Marked police cars protect public too
I have noticed lately that there are a lot of unmarked law enforcement vehicles that have pulled people over, most likely to ticket them for speeding.
Many, many years ago, an older cousin of mine was out driving in the rural area where she lived. This was way east of Denver. A MARKED police car put on the lights and pulled her over. A man NOT IN UNIFORM got out and came to her window. She had her door locked. He tried the handle and told her to get out. She sped off, and reported it to authorities. They eventually caught the man. He had been using this MO to rape unsuspecting women.
Now we have an influx of these UNMARKED cars. Today I received an e-mail from a friend back east that tells of using *77 on your cell phone to contact authorities. She told this story: A young girl driving alone at night used it to notify the authorities that an unmarked vehicle was trying to get her to pull over. A quick check and it was confirmed that NO officer was in the area. She kept driving, and soon four law officers showed up in their units. They captured a known rapist.
I have always had the opinion that MARKED cars were as much for our protection as much as anything else. UNMARKED cars are making us vulnerable to criminals. How are we supposed to tell the difference? Especially at night?

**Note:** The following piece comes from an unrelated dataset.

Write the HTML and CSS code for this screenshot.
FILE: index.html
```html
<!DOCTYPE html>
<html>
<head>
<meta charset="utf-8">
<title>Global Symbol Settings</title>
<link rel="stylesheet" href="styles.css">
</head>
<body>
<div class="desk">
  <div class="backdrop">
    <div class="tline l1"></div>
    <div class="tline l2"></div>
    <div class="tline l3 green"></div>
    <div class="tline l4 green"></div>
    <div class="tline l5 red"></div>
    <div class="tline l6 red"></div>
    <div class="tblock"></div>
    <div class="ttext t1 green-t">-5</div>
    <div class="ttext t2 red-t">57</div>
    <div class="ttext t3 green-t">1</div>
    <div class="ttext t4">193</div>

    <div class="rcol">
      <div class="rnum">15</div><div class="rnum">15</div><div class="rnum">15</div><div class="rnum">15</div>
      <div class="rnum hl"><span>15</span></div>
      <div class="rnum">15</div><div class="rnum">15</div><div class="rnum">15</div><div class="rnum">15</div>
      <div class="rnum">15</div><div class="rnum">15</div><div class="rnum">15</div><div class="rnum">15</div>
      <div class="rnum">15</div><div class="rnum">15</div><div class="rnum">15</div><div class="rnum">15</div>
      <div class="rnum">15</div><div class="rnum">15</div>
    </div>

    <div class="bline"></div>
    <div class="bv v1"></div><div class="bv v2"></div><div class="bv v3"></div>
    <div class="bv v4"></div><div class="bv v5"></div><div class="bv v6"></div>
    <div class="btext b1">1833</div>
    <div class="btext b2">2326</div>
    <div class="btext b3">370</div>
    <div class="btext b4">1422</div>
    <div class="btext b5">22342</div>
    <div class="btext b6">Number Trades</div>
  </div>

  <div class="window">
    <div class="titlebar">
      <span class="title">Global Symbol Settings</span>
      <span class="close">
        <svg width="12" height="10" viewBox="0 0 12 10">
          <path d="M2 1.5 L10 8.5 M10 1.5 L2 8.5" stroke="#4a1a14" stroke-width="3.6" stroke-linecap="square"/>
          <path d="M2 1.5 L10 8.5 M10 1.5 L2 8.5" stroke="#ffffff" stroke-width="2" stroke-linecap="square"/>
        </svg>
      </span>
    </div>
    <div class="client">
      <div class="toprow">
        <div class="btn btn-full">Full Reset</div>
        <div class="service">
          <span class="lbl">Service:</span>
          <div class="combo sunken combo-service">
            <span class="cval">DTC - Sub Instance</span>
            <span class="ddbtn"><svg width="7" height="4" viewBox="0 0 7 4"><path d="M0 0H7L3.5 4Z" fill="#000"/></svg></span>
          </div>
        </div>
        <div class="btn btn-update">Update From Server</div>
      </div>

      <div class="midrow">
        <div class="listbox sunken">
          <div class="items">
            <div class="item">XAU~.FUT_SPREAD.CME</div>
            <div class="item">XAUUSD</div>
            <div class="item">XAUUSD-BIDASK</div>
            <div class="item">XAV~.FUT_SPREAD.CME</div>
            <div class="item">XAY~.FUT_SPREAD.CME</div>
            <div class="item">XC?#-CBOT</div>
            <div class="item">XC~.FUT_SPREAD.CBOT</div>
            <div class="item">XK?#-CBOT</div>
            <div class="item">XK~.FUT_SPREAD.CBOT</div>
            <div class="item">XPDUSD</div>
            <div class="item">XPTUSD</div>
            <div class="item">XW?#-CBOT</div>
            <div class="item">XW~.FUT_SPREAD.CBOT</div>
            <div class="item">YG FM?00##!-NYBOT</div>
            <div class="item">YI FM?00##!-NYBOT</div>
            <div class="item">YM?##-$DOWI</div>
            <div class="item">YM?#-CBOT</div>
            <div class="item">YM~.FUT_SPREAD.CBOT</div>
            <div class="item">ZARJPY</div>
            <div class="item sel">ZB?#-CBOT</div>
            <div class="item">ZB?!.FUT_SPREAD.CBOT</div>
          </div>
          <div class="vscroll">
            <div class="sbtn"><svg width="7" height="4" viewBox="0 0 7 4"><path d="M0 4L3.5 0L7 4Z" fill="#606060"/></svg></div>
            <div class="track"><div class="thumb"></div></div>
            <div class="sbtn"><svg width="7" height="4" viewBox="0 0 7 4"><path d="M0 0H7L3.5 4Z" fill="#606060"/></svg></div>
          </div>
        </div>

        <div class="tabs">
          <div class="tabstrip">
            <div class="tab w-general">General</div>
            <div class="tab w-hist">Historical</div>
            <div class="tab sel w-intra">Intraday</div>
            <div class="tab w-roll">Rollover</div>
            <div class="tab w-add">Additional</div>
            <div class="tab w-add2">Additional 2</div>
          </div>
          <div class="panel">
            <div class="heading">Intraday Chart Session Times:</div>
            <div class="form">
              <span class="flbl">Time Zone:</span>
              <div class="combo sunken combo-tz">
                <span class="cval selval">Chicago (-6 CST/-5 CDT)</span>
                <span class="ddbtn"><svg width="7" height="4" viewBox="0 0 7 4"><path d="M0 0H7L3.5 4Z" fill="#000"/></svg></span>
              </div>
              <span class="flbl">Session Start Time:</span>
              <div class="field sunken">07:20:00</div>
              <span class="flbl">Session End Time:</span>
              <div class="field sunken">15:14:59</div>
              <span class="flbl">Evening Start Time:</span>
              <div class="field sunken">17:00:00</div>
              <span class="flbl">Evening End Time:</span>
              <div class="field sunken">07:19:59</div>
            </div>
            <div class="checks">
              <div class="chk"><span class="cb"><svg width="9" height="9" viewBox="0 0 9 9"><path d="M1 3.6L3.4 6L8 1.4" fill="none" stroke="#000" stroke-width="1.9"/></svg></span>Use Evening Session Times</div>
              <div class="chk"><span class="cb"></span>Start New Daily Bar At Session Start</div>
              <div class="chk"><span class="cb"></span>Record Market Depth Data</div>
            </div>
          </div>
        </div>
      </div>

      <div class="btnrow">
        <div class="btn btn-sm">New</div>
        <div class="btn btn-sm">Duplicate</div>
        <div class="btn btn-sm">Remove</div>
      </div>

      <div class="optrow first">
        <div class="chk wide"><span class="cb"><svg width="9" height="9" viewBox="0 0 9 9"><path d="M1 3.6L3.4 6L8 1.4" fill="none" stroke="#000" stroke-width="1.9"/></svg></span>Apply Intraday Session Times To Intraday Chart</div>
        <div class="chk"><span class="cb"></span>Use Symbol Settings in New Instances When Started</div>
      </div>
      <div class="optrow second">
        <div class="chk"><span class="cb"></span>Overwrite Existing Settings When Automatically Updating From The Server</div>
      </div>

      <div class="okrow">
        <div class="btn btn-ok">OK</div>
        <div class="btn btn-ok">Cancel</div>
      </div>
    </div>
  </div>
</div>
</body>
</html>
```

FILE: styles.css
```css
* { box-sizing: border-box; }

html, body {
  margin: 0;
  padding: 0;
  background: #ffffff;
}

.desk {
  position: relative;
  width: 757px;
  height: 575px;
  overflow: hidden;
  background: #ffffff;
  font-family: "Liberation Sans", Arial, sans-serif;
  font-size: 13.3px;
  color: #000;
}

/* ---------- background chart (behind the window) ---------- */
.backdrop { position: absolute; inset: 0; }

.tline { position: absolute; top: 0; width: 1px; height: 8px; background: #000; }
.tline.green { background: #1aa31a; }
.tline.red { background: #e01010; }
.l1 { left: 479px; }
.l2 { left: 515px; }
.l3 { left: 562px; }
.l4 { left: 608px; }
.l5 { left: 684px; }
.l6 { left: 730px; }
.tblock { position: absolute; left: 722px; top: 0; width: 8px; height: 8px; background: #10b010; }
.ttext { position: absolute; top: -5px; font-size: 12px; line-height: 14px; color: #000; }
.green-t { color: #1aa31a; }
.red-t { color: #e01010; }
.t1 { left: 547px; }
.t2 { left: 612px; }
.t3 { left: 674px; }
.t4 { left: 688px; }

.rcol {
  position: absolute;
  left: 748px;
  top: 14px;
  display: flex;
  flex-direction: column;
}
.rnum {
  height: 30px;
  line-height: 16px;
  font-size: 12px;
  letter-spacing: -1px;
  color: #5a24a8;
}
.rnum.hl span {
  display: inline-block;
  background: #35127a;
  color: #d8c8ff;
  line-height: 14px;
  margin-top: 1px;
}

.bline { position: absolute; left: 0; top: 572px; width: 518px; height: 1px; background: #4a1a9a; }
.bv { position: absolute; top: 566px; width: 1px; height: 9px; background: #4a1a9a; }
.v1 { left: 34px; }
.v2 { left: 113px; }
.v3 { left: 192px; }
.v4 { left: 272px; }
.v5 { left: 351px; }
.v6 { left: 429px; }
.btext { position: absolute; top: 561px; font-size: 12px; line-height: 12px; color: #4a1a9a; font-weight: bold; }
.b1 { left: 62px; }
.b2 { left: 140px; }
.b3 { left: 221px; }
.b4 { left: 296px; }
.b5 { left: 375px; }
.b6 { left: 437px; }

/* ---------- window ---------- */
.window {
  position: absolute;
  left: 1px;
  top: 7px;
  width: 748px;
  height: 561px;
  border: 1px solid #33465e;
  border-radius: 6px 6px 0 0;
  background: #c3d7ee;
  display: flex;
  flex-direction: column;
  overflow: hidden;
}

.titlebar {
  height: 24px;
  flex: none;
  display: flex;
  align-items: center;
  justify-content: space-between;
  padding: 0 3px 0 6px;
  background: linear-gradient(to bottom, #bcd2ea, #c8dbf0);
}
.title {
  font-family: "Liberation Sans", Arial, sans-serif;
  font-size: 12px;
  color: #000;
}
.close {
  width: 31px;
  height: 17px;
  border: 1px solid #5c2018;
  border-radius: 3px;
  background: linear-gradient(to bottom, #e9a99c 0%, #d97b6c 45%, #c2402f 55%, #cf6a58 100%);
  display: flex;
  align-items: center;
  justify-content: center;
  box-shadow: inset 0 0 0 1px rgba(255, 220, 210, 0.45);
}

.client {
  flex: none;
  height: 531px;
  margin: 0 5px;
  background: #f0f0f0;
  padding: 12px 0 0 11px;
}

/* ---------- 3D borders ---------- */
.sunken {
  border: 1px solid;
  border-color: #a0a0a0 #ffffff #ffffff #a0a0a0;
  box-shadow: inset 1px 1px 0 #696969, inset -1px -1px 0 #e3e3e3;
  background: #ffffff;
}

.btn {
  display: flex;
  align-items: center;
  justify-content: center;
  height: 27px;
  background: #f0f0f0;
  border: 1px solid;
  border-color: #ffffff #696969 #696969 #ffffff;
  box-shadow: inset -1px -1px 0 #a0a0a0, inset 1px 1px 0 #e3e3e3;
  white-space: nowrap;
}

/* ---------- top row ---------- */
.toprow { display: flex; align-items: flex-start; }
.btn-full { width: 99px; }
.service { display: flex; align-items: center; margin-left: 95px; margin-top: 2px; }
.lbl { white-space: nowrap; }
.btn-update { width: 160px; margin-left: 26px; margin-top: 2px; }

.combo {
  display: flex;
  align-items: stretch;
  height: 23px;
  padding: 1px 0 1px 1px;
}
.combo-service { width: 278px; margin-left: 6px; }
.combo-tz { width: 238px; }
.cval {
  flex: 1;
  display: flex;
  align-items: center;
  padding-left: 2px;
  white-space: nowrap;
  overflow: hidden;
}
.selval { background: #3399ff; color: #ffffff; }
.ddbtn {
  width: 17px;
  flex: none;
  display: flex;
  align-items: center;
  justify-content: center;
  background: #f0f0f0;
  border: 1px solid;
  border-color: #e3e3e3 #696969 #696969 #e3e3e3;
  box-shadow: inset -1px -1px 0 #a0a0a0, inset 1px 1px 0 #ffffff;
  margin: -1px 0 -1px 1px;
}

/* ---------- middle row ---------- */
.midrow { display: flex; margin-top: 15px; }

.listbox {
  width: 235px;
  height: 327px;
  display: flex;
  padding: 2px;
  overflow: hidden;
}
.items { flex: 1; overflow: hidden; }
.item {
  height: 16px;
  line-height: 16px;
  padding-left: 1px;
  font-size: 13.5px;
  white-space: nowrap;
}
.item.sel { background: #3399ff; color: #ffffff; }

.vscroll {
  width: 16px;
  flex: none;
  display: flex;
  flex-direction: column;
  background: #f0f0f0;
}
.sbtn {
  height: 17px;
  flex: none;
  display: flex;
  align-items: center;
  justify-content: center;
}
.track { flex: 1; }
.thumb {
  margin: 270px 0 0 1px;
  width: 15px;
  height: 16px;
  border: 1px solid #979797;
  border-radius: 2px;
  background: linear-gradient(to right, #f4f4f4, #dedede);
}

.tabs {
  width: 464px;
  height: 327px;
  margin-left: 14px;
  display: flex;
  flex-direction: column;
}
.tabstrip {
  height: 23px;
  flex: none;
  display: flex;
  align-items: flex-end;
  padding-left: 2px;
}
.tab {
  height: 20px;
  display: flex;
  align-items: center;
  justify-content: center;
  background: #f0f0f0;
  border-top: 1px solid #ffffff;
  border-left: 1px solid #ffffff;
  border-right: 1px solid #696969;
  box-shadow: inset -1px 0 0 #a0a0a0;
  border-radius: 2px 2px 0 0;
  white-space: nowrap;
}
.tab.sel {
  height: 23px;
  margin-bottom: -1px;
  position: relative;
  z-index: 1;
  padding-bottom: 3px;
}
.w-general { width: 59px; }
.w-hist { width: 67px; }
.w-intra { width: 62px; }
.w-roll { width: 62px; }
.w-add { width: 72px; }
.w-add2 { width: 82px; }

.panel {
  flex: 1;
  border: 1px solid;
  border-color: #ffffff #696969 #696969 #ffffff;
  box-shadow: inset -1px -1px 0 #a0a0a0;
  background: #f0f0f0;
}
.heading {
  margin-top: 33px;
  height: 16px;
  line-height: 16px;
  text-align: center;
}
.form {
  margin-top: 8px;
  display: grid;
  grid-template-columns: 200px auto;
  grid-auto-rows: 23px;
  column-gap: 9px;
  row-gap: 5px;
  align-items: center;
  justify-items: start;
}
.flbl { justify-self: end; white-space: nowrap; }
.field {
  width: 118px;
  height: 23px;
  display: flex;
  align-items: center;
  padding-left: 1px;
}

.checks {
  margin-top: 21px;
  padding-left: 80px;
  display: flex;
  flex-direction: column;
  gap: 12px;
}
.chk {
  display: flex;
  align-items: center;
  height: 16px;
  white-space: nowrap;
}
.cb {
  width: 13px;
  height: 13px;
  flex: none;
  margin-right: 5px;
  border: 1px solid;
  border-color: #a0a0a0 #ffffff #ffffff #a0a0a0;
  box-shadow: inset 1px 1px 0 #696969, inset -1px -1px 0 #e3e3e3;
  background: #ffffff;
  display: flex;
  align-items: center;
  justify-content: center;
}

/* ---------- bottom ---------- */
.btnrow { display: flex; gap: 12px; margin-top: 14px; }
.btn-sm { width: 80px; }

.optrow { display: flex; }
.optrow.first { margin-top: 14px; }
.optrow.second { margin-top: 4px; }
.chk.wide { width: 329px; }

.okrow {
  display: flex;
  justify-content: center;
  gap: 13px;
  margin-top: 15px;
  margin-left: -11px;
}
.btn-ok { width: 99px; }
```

I, for one, will refuse to pull over for an unmarked vehicle. I do not care what color lights are flashing. I will not try to outrun anyone, but will proceed to a very populated area. I have had this attitude since my cousin’s experience. My husband says that any decent officer would understand my unwillingness to be alone with a man anywhere and my choice not to pull over for a MARKED vehicle, but proceed to a populated area. Apparently they have to respect this right to proceed to a “safe” area. Just put on your flashers so they know you see them and keep going.
Not trying to make law officers’ jobs harder – just women safer. I intend to check out this *77 on my cell too.
BE AWARE, BE SAFE.
I welcome feedback from law enforcement too.